══ RECORDS SHOWN

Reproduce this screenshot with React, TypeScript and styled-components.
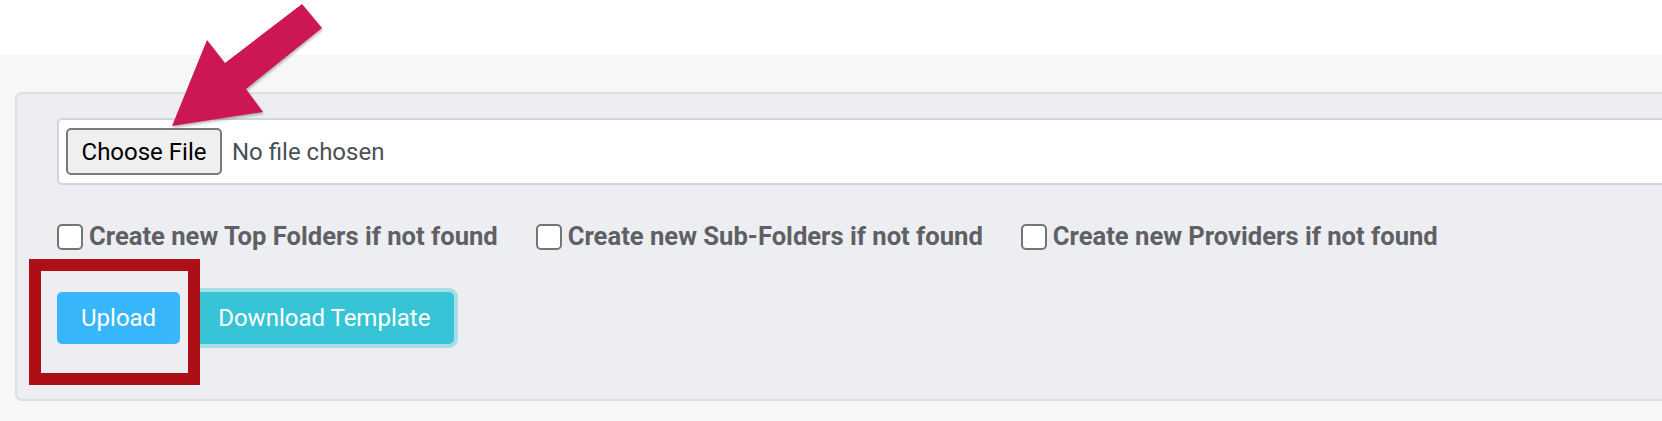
import React from "react";
import styled, { createGlobalStyle } from "styled-components";

const Global = createGlobalStyle`
  html, body { margin: 0; padding: 0; background: #fff; }
  body { font-family: Roboto, "Liberation Sans", sans-serif; }
`;

const Page = styled.div`
  position: relative;
  width: 1662px;
  height: 421px;
  overflow: hidden;
  background: #fff;
`;

const TopStrip = styled.div`
  height: 55px;
  background: #fff;
`;

const Section = styled.section`
  background: #f7f7f7;
  padding: 37px 0 20px 15px;
  overflow: hidden;
`;

const Card = styled.div`
  display: flex;
  flex-direction: column;
  margin-right: -140px;
  background: #edeef2;
  border: 2px solid #dcdee3;
  border-radius: 7px;
  padding: 24px 0 55px 40px;
`;

const FileField = styled.div`
  display: flex;
  align-items: center;
  gap: 10px;
  box-sizing: border-box;
  height: 67px;
  padding: 0 7px;
  background: #fff;
  border: 2px solid #d0d4da;
  border-radius: 5px;
`;

const ChooseButton = styled.button`
  box-sizing: border-box;
  width: 156px;
  height: 47px;
  margin: 0;
  padding: 0;
  background: #efefef;
  border: 2px solid #7a7a7a;
  border-radius: 5px;
  font-family: Roboto, "Liberation Sans", sans-serif;
  font-size: 24px;
  color: #000;
`;

const FileName = styled.span`
  font-size: 24px;
  color: #4a4f55;
`;

const CheckRow = styled.div`
  display: flex;
  align-items: center;
  gap: 38px;
  height: 26px;
  margin-top: 39px;
`;

const CheckItem = styled.label`
  display: flex;
  align-items: center;
  gap: 6px;
`;

const Box = styled.input`
  appearance: none;
  box-sizing: border-box;
  width: 26px;
  height: 26px;
  margin: 0;
  background: #fff;
  border: 2px solid #757575;
  border-radius: 5px;
`;

const CheckText = styled.span`
  font-size: 25.6px;
  font-weight: 700;
  line-height: 1;
  color: #5f6064;
`;

const ButtonRow = styled.div`
  display: flex;
  gap: 14px;
  margin-top: 42px;
`;

const ActionButton = styled.button<{ $variant: "primary" | "info" }>`
  height: 52px;
  margin: 0;
  padding: 0 24px;
  border: none;
  border-radius: 5px;
  font-family: Roboto, "Liberation Sans", sans-serif;
  font-size: 24px;
  color: #fff;
  background: ${(p) => (p.$variant === "primary" ? "#37b6fc" : "#36c4d6")};
  box-shadow: ${(p) => (p.$variant === "info" ? "0 0 0 4px #a6dde6" : "none")};
`;

const RedBox = styled.div`
  position: absolute;
  left: 29px;
  top: 259px;
  width: 171px;
  height: 126px;
  box-sizing: border-box;
  border: 12px solid #ae0f16;
`;

const ArrowSvg = styled.svg`
  position: absolute;
  left: 0;
  top: 0;
  filter: drop-shadow(1px 2px 1px rgba(0, 0, 0, 0.25));
`;

const options = [
  "Create new Top Folders if not found",
  "Create new Sub-Folders if not found",
  "Create new Providers if not found",
];

export default function App() {
  return (
    <>
      <Global />
      <Page>
        <TopStrip />
        <Section>
          <Card>
            <FileField>
              <ChooseButton type="button">Choose File</ChooseButton>
              <FileName>No file chosen</FileName>
            </FileField>
            <CheckRow>
              {options.map((o) => (
                <CheckItem key={o}>
                  <Box type="checkbox" />
                  <CheckText>{o}</CheckText>
                </CheckItem>
              ))}
            </CheckRow>
            <ButtonRow>
              <ActionButton $variant="primary">Upload</ActionButton>
              <ActionButton $variant="info">Download Template</ActionButton>
            </ButtonRow>
          </Card>
        </Section>
        <RedBox />
        <ArrowSvg width="340" height="140" viewBox="0 0 340 140">
          <polygon
            points="172,126 207,40 225,63 302,4 322,28 246,89 263,112"
            fill="#cd1753"
          />
        </ArrowSvg>
      </Page>
    </>
  );
}
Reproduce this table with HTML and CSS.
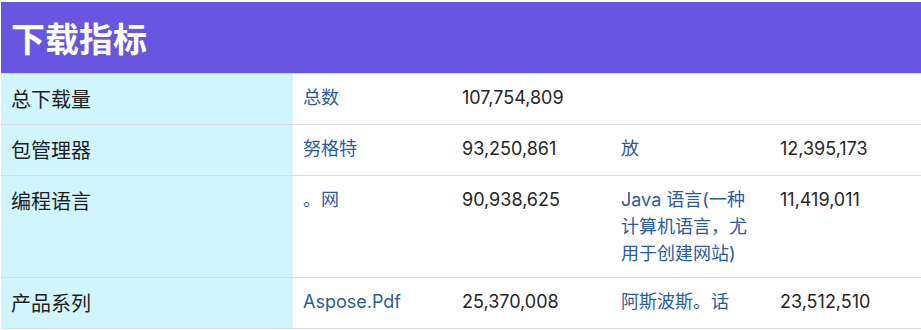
FILE: index.html
```html
<!DOCTYPE html>
<html lang="zh-CN">
<head>
<meta charset="utf-8">
<title>下载指标</title>
<link rel="stylesheet" href="styles.css">
</head>
<body>
<table class="metrics">
  <colgroup>
    <col class="c-label">
    <col class="c-mid">
    <col class="c-mid">
    <col class="c-mid">
    <col class="c-last">
  </colgroup>
  <thead>
    <tr>
      <th class="title" colspan="5">下载指标</th>
    </tr>
  </thead>
  <tbody>
    <tr>
      <th class="label">总下载量</th>
      <td><a class="link" href="#">总数</a></td>
      <td class="num">107,754,809</td>
      <td></td>
      <td></td>
    </tr>
    <tr>
      <th class="label">包管理器</th>
      <td><a class="link" href="#">努格特</a></td>
      <td class="num">93,250,861</td>
      <td><a class="link" href="#">放</a></td>
      <td class="num">12,395,173</td>
    </tr>
    <tr>
      <th class="label">编程语言</th>
      <td><a class="link" href="#">。网</a></td>
      <td class="num">90,938,625</td>
      <td><a class="link" href="#">Java 语言(一种计算机语言，尤用于创建网站)</a></td>
      <td class="num">11,419,011</td>
    </tr>
    <tr>
      <th class="label">产品系列</th>
      <td><a class="link" href="#">Aspose.Pdf</a></td>
      <td class="num">25,370,008</td>
      <td><a class="link" href="#">阿斯波斯。话</a></td>
      <td class="num">23,512,510</td>
    </tr>
  </tbody>
</table>
</body>
</html>
```
FILE: styles.css
```css
html, body {
  margin: 0;
  padding: 0;
  background: #ffffff;
}

body {
  padding: 2px 0 0 1px;
  font-family: "Inter", "Noto Sans CJK SC", sans-serif;
  font-size: 18px;
  line-height: 27px;
  color: #222222;
}

.metrics {
  width: 920px;
  border-collapse: collapse;
  table-layout: fixed;
}

.c-label { width: 292px; }
.c-mid { width: 159px; }
.c-last { width: 151px; }

.metrics th,
.metrics td {
  padding: 10px;
  text-align: left;
  vertical-align: top;
  border-bottom: 1px solid #dcdcdc;
}

.title {
  background: #6856e0;
  color: #ffffff;
  font-family: "Noto Sans CJK SC", sans-serif;
  font-size: 34px;
  font-weight: 700;
  line-height: 51px;
  height: 51px;
}

.label {
  background: #d0f5fc;
  font-family: "Noto Sans CJK SC", sans-serif;
  font-weight: 400;
  font-size: 20px;
  line-height: 30px;
  color: #1e1e1e;
}

.link {
  color: #2c5aa0;
  text-decoration: none;
}

.num {
  color: #262626;
}
```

════

**THE EXERCISE**
Collect the lines of the records that include the string "with".

**ANSWER FOR THIS EXERCISE**
Reproduce this screenshot with React, TypeScript and styled-components.
Reproduce this table with HTML and CSS.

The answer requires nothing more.